Closed relativityboy closed 6 years ago

relativityboy commented 6 years ago

We want to have a clear set of expectations when writing Javascript tutorials for developers. We want to define how good they must be, so that we don't over-explain. We want to define what tools they have available if they're writing a Node.js app, and what tools if they're writing a Client-side only app. If they're writing an app using both client & server side code, the tools should be a union of the Client/Server sets.

Notes and debate can/should be taken on this issue. Use current best practice. No minimum use of 3rd party codebases, NO heavy UI frameworks, except vanillaJS which is permitted (see http://vanilla-js.com/)

AC

feruzm commented 6 years ago

Discussion notes/Conclusion so far, please give your feedbacks or suggestions, @relativityboy, @roboza...

Medium understanding of HTML (DOM), CSS and Javascript is required, since most developers already familiar with additional Javascript frameworks (React, Angular, Vue, etc.), so they should be familiar enough with es6 to understand, and act on a tutorial written in es6 without additional explanation and how DOM works.

Developer should be very familiar with Nodejs 8+ and package management, and usage of simple packages like express, files system, require, import and es6/harmony style coding structure. When/If we will have tutorials for backend setup, dev should be familiar enough to follow common practices for mentioned packages.

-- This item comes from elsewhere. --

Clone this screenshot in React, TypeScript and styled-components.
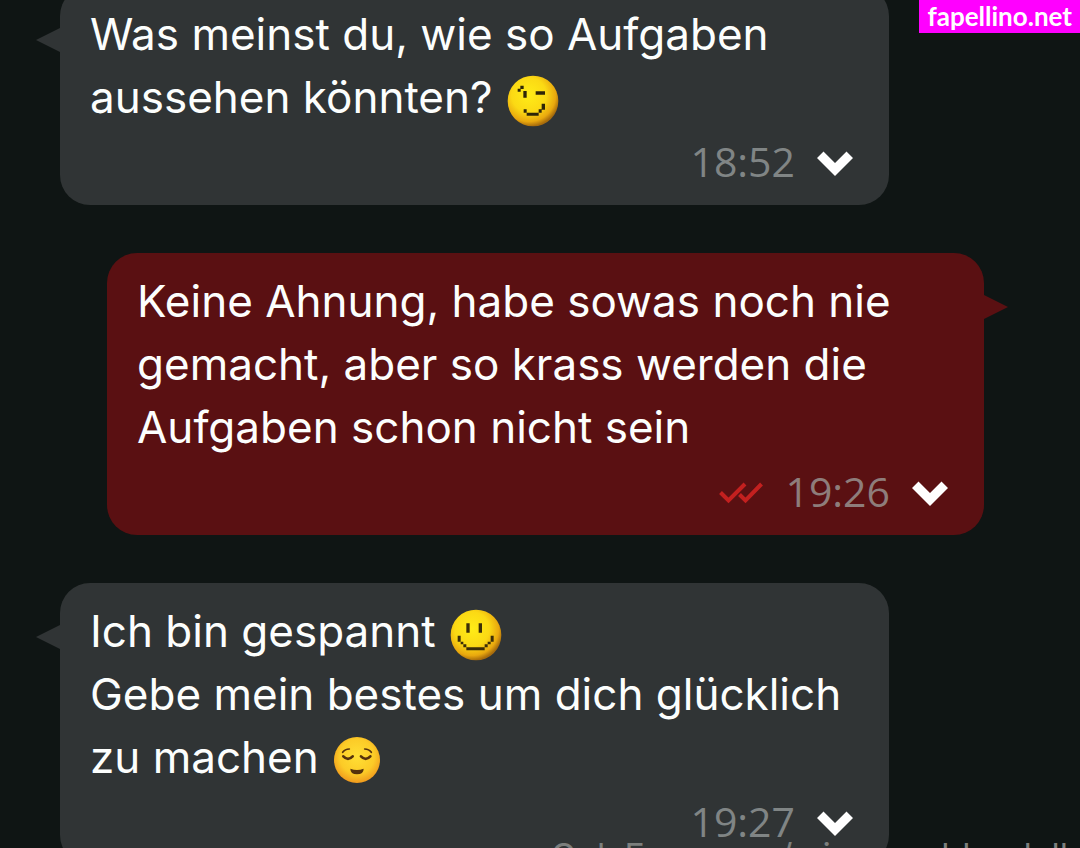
import React from "react";
import styled, { createGlobalStyle } from "styled-components";

const GlobalStyle = createGlobalStyle`
  *, *::before, *::after { box-sizing: border-box; }
  body { margin: 0; background: #0f1514; font-family: Inter, "Open Sans", sans-serif; }
`;

const Screen = styled.main`
  position: relative;
  height: 100vh;
  overflow: hidden;
  background: #0f1514;
`;

const Conversation = styled.div`
  display: flex;
  flex-direction: column;
  gap: 48px;
  margin-top: -14px;
  padding: 0 96px 0 60px;
`;

const Bubble = styled.article<{ $own?: boolean }>`
  position: relative;
  flex: none;
  margin: ${(p) => (p.$own ? "0 0 0 47px" : "0 95px 0 0")};
  padding: 17px 36px 12px 30px;
  border-radius: 30px;
  background: ${(p) => (p.$own ? "#5a1012" : "#303435")};

  &::before {
    content: "";
    position: absolute;
    top: 42px;
    ${(p) => (p.$own ? "left: 100%;" : "right: 100%;")}
    border: 12px solid transparent;
    ${(p) =>
      p.$own
        ? "border-left: 24px solid #5a1012; border-right: 0;"
        : "border-right: 24px solid #303435; border-left: 0;"}
  }
`;

const Text = styled.p`
  margin: 0;
  font-size: 44px;
  line-height: 63px;
  color: #fcfefd;
  white-space: nowrap;

  svg {
    margin-left: 2px;
    vertical-align: middle;
  }
`;

const Meta = styled.footer`
  display: flex;
  align-items: center;
  justify-content: flex-end;
  gap: 22px;
  height: 64px;
`;

const Time = styled.time<{ $own?: boolean }>`
  font-family: "Open Sans", sans-serif;
  font-size: 41px;
  line-height: 64px;
  color: ${(p) => (p.$own ? "#8e7d7b" : "#808585")};
`;

const MenuButton = styled.button`
  display: flex;
  margin: 6px 0 0;
  padding: 0;
  border: 0;
  background: none;
  cursor: pointer;
`;

const SiteTag = styled.a`
  position: absolute;
  top: 0;
  right: 0;
  padding: 0 8px;
  background: #ff00ff;
  color: #fff;
  font-family: Lato, sans-serif;
  font-size: 26px;
  font-weight: 700;
  line-height: 33px;
  text-decoration: none;
`;

const Credit = styled.div`
  position: absolute;
  right: 12px;
  bottom: -28px;
  color: #7c7f7d;
  font-size: 34px;
  line-height: 40px;
  white-space: nowrap;
`;

const Chevron = () => (
  <svg width="36" height="26" viewBox="0 0 36 26" aria-hidden="true">
    <path d="M6.5 0.5 18 12 29.5 0.5 36 7 18 25 0 7Z" fill="#fff" />
  </svg>
);

const ReadTicks = () => (
  <svg width="44" height="26" viewBox="0 -4 44 26" role="img" aria-label="Gelesen">
    <g fill="none" stroke="#c3201f" strokeWidth="4">
      <path d="M1.5 10.5 9.5 18.5 26 2" />
      <path d="M20.5 12.5 26.5 18.5 42.5 2" />
    </g>
  </svg>
);

const Gold = ({ id }: { id: string }) => (
  <radialGradient id={id} cx="0.42" cy="0.38" r="0.62">
    <stop offset="0" stopColor="#ffec17" />
    <stop offset="0.55" stopColor="#fbd914" />
    <stop offset="0.85" stopColor="#e9a80e" />
    <stop offset="1" stopColor="#a86c0c" />
  </radialGradient>
);

const Wink = () => (
  <svg width="52" height="52" viewBox="58 50 156 156" role="img" aria-label="Zwinkern">
    <defs><Gold id="wink" /></defs>
    <circle cx="136" cy="128" r="76" fill="url(#wink)" />
    <path
      fill="#2e2508"
      d="M90 91h9v9h-9zM98 82h10v10h-10zM107 98h10v20h-10zM144 99h28v10h-28zM108 153h9v10h-9zM117 163h36v9h-36zM153 153h9v10h-9zM162 136h10v18h-10z"
    />
  </svg>
);

const Smile = () => (
  <svg width="52" height="52" viewBox="58 59 156 156" role="img" aria-label="Lächeln">
    <defs><Gold id="smile" /></defs>
    <circle cx="136" cy="137" r="76" fill="url(#smile)" />
    <path
      fill="#3b2d08"
      d="M107 102h10v28h-10zM144 102h10v28h-10zM81 139h9v18h-9zM90 157h8v8h-8zM98 165h9v9h-9zM107 174h55v9h-55zM162 165h9v9h-9zM171 157h9v8h-9zM180 139h9v18h-9z"
    />
  </svg>
);

const Relieved = () => (
  <svg width="48" height="48" viewBox="67 44 144 144" role="img" aria-label="Erleichtert">
    <defs>
      <radialGradient id="relieved" cx="0.5" cy="0.42" r="0.58">
        <stop offset="0" stopColor="#ffdf35" />
        <stop offset="0.65" stopColor="#fccb27" />
        <stop offset="1" stopColor="#f09a1d" />
      </radialGradient>
    </defs>
    <circle cx="139" cy="113" r="69" fill="url(#relieved)" />
    <g fill="none" stroke="#56320c" strokeLinecap="round">
      <path d="M96 90q7-10 20-10M162 80q13 0 20 10" strokeWidth="5" />
      <path d="M98 102q14 15 28 0M151 102q14 15 28 0" strokeWidth="8" />
    </g>
    <path d="M119 139q20 8 40 0q0 17-20 17t-20-17z" fill="#56320c" />
  </svg>
);

type MessageProps = {
  own?: boolean;
  time: string;
  children: React.ReactNode;
};

const Message = ({ own, time, children }: MessageProps) => (
  <Bubble $own={own}>
    <Text>{children}</Text>
    <Meta>
      {own && <ReadTicks />}
      <Time $own={own}>{time}</Time>
      <MenuButton type="button" aria-label="Nachrichtenmenü">
        <Chevron />
      </MenuButton>
    </Meta>
  </Bubble>
);

export default function App() {
  return (
    <Screen>
      <GlobalStyle />
      <Conversation>
        <Message time="18:52">
          Was meinst du, wie so Aufgaben
          <br />
          aussehen könnten? <Wink />
        </Message>
        <Message own time="19:26">
          Keine Ahnung, habe sowas noch nie
          <br />
          gemacht, aber so krass werden die
          <br />
          Aufgaben schon nicht sein
        </Message>
        <Message time="19:27">
          Ich bin gespannt <Smile />
          <br />
          Gebe mein bestes um dich glücklich
          <br />
          zu machen <Relieved />
        </Message>
      </Conversation>
      <Credit>OnlyFans.com/misssexyblondell</Credit>
      <SiteTag href="#">fapellino.net</SiteTag>
    </Screen>
  );
}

By now all major browsers support ES 6, so developer should be familiar with terms/features like template literals, destructuring assignment, object literals, arrow functions, promises, block-scoped variables, modules, etc. As for webpack or browserify or babel mentioned in standups, I think, it might not be necessary for simple tutorials. VanillaJS with es6 should be sufficient in my opinion and any dev who knows js can turn code/tutorials to their favorite js framework, if necessary.

relativityboy commented 6 years ago

should be quite familiar with Javascript functions Maybe "they should be familiar enough with es6 to understand, and act on a tutorial written in es6 without additional explanation" ?

Otherwise, the above looks good enough to me that we should be able to execute on it. @feruzm Can you endorse my suggestion?

feruzm commented 6 years ago

ok, I will wrap up these issues in few hours today. Thank you!